In this editorial MedZine highlights two interesting studies on the topic of bone disease. The first describes oral medication for patients with osteogenesis imperfecta. The second elucidates the role of NOX4 in bone metabolism.
Effective oral medication for osteogenesis imperfecta
Osteogenesis imperfecta, or brittle bone disease, is a rare genetic disease that results in fragile bones that break easily. There is no cure for osteogenesis imperfect and treatment is aimed at increasing overall bone strength to prevent fracture and maintain mobility. Children with osteogenesis imperfecta are often treated with intravenous bisphosphonates. In a publication in the Lancet, Bishop and colleagues investigate the effectiveness of oral bisphosphonates. They treated 94 patients with the oral bisphosphonate and 49 with placebo. The bisphosphonate treated group showed increased lumbar spine areal bone mineral density and less clinical fractures. In addition, the drug was well tolerated. Therefore, the researchers conclude that oral bisphosphonate should be regarded as a treatment option for children with osteogenesis imperfecta.

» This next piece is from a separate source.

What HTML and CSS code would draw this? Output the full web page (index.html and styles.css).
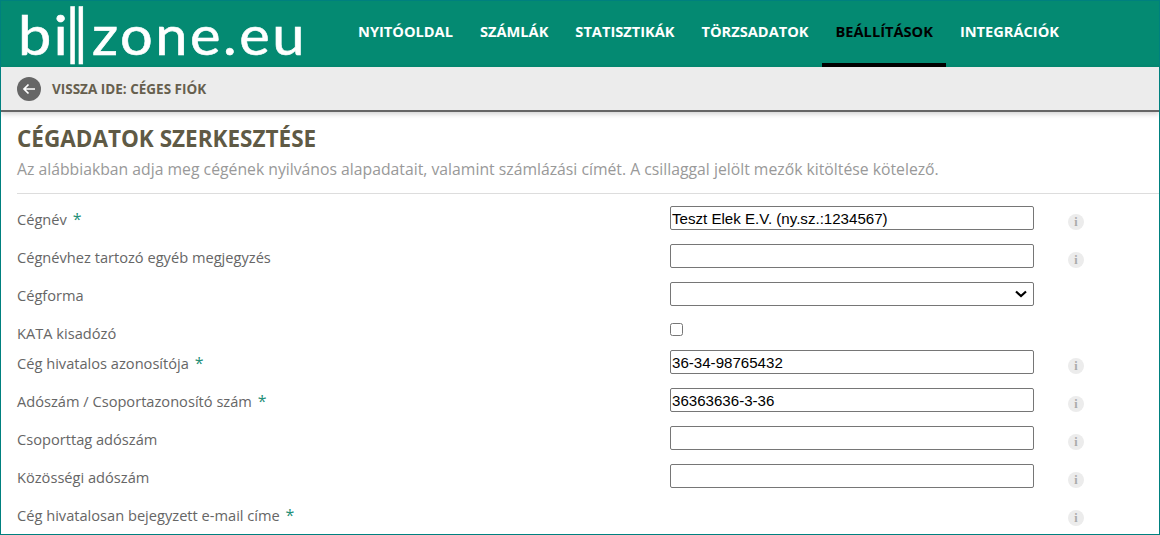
FILE: index.html
```html
<!DOCTYPE html>
<html lang="hu">
<head>
<meta charset="utf-8">
<title>Cégadatok szerkesztése</title>
<link rel="stylesheet" href="styles.css">
</head>
<body>
<div class="app">
  <header class="topbar">
    <a class="logo" href="#"><span class="logo-bi">bi</span><span class="logo-bars">ll</span><span class="logo-rest">zone.eu</span></a>
    <nav class="nav">
      <a href="#">NYITÓOLDAL</a>
      <a href="#">SZÁMLÁK</a>
      <a href="#">STATISZTIKÁK</a>
      <a href="#">TÖRZSADATOK</a>
      <a href="#" class="active">BEÁLLÍTÁSOK</a>
      <a href="#">INTEGRÁCIÓK</a>
    </nav>
  </header>
  <div class="backbar">
    <svg class="back-icon" viewBox="0 0 24 24" width="24" height="24" aria-hidden="true">
      <circle cx="12" cy="12" r="12" fill="#666"/>
      <path d="M18 12H7M11.500 7.500L7 12l4.500 4.500" fill="none" stroke="#fff" stroke-width="1.700"/>
    </svg>
    <span>VISSZA IDE: CÉGES FIÓK</span>
  </div>
  <main class="content">
    <h1>CÉGADATOK SZERKESZTÉSE</h1>
    <p class="lead">Az alábbiakban adja meg cégének nyilvános alapadatait, valamint számlázási címét. A csillaggal jelölt mezők kitöltése kötelező.</p>
    <form class="form">
      <div class="row">
        <label>Cégnév <b>*</b></label>
        <input type="text" value="Teszt Elek E.V. (ny.sz.:1234567)">
        <span class="info">i</span>
      </div>
      <div class="row">
        <label>Cégnévhez tartozó egyéb megjegyzés</label>
        <input type="text">
        <span class="info">i</span>
      </div>
      <div class="row">
        <label>Cégforma</label>
        <select><option></option></select>
      </div>
      <div class="row row-check">
        <label>KATA kisadózó</label>
        <input type="checkbox">
      </div>
      <div class="row">
        <label>Cég hivatalos azonosítója <b>*</b></label>
        <input type="text" value="36-34-98765432">
        <span class="info">i</span>
      </div>
      <div class="row">
        <label>Adószám / Csoportazonosító szám <b>*</b></label>
        <input type="text" value="36363636-3-36">
        <span class="info">i</span>
      </div>
      <div class="row">
        <label>Csoporttag adószám</label>
        <input type="text">
        <span class="info">i</span>
      </div>
      <div class="row">
        <label>Közösségi adószám</label>
        <input type="text">
        <span class="info">i</span>
      </div>
      <div class="row">
        <label>Cég hivatalosan bejegyzett e-mail címe <b>*</b></label>
        <span class="spacer"></span>
        <span class="info">i</span>
      </div>
    </form>
  </main>
</div>
</body>
</html>
```

FILE: styles.css
```css
* { box-sizing: border-box; }
html, body { margin: 0; height: 100%; }
body {
  background: #fff;
  font-family: "Open Sans", sans-serif;
  color: #666;
  overflow: hidden;
}
.app {
  height: 535px;
  border: 1px solid #00807f;
  overflow: hidden;
  display: flex;
  flex-direction: column;
}
.topbar {
  flex: none;
  height: 66px;
  background: #048a72;
  display: flex;
  align-items: stretch;
}
.logo {
  width: 321px;
  padding: 0 0 0 17px;
  flex: none;
  color: #fff;
  text-decoration: none;
  font-family: Lato, sans-serif;
  font-weight: 400;
  font-size: 55px;
  line-height: 66px;
  white-space: nowrap;
  -webkit-text-stroke: 0.6px #fff;
}
.logo-bi {
  display: inline-block;
  letter-spacing: 2px;
  transform: scaleX(1.080);
  transform-origin: left center;
}
.logo-bars {
  font-size: 78px;
  font-weight: 300;
  line-height: 50px;
  letter-spacing: -9px;
  vertical-align: -9px;
  margin-left: -2px;
}
.logo-rest {
  display: inline-block;
  letter-spacing: 2.400px;
  margin-left: 12px;
  transform: scaleX(1.050);
  transform-origin: left center;
}
.nav {
  display: flex;
  margin-left: 22.500px;
}
.nav a {
  display: flex;
  align-items: center;
  padding: 0 13.500px 3px;
  color: #fff;
  text-decoration: none;
  font-size: 14.620px;
  font-weight: 700;
  border-bottom: 4px solid transparent;
}
.nav a.active {
  color: #000;
  border-bottom-color: #000;
}
.backbar {
  flex: none;
  height: 45px;
  background: #ececec;
  border-bottom: 2px solid #666;
  box-shadow: 0 2px 5px rgba(0, 0, 0, 0.18);
  display: flex;
  align-items: center;
  gap: 11px;
  padding: 1px 0 0 16px;
  font-size: 13.500px;
  font-weight: 700;
  color: #665f4e;
  position: relative;
}
.content { flex: 1; padding-top: 11px; }
h1 {
  margin: 0;
  padding-left: 16px;
  font-size: 22.500px;
  line-height: 32px;
  font-weight: 700;
  color: #5f5a45;
}
.lead {
  margin: 0;
  padding: 3px 0 13px 16px;
  font-size: 15.760px;
  line-height: 22px;
  color: #999;
}
.form {
  margin-left: 16px;
  border-top: 1px solid #ddd;
  padding-top: 9px;
}
.row {
  height: 38px;
  display: flex;
  align-items: flex-start;
}
.row label {
  width: 653px;
  flex: none;
  font-size: 14.630px;
  line-height: 20px;
  padding-top: 6px;
  color: #666;
}
.row label b {
  color: #1f8f78;
  font-weight: 400;
  font-size: 16px;
  margin-left: 2px;
}
.row input[type="text"], .row select, .spacer {
  width: 364px;
  height: 24px;
  margin: 3px 0 0;
  flex: none;
}
.row input[type="text"], .row select {
  border: 1px solid #767676;
  border-radius: 2px;
  background-color: #fff;
  color: #000;
  font-family: "Liberation Sans", Arial, sans-serif;
  font-size: 15.100px;
  padding: 0 1px;
}
.row select {
  appearance: none;
  background-image: url("data:image/svg+xml,%3Csvg xmlns='http://www.w3.org/2000/svg' width='12' height='8'%3E%3Cpath d='M1 1.500l5 4.500 5-4.500' fill='none' stroke='%23000' stroke-width='2.200'/%3E%3C/svg%3E");
  background-repeat: no-repeat;
  background-position: right 6px center;
}
.row-check { height: 30px; }
.row input[type="checkbox"] {
  width: 13px;
  height: 13px;
  margin: 6px 0 0;
}
.info {
  flex: none;
  width: 16px;
  height: 16px;
  margin: 11px 0 0 34px;
  border-radius: 50%;
  background: #ececec;
  color: #aaa;
  font-family: "Liberation Serif", serif;
  font-size: 12px;
  font-weight: 700;
  line-height: 16px;
  text-align: center;
}
```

The role of NOX4 in bone metabolismIn a publication in the Journal of Clinical Investigation, Goettsch and colleagues studied the role of NADPH oxidase 4 (NOX4) in bone homeostasis. Altered bone homeostasis is the cause of several conditions, the most abundant being osteoporosis. Nox4 knock-out mice displayed higher bone density and reduced numbers and markers of osteoclasts. Osteoclastogenesis was impaired by loss of NOX4. In a mouse model of ovariectomy–induced osteoporosis, inhibition of NOX4 diminished trabecular bone loss. In addition, the researchers found increased NOX4 expression in human bone obtained from patients with increased osteoclast activity. Thus, NOX4 is involved in bone loss and represents a potential therapeutic target for the treatment of osteoporosis according to the authors.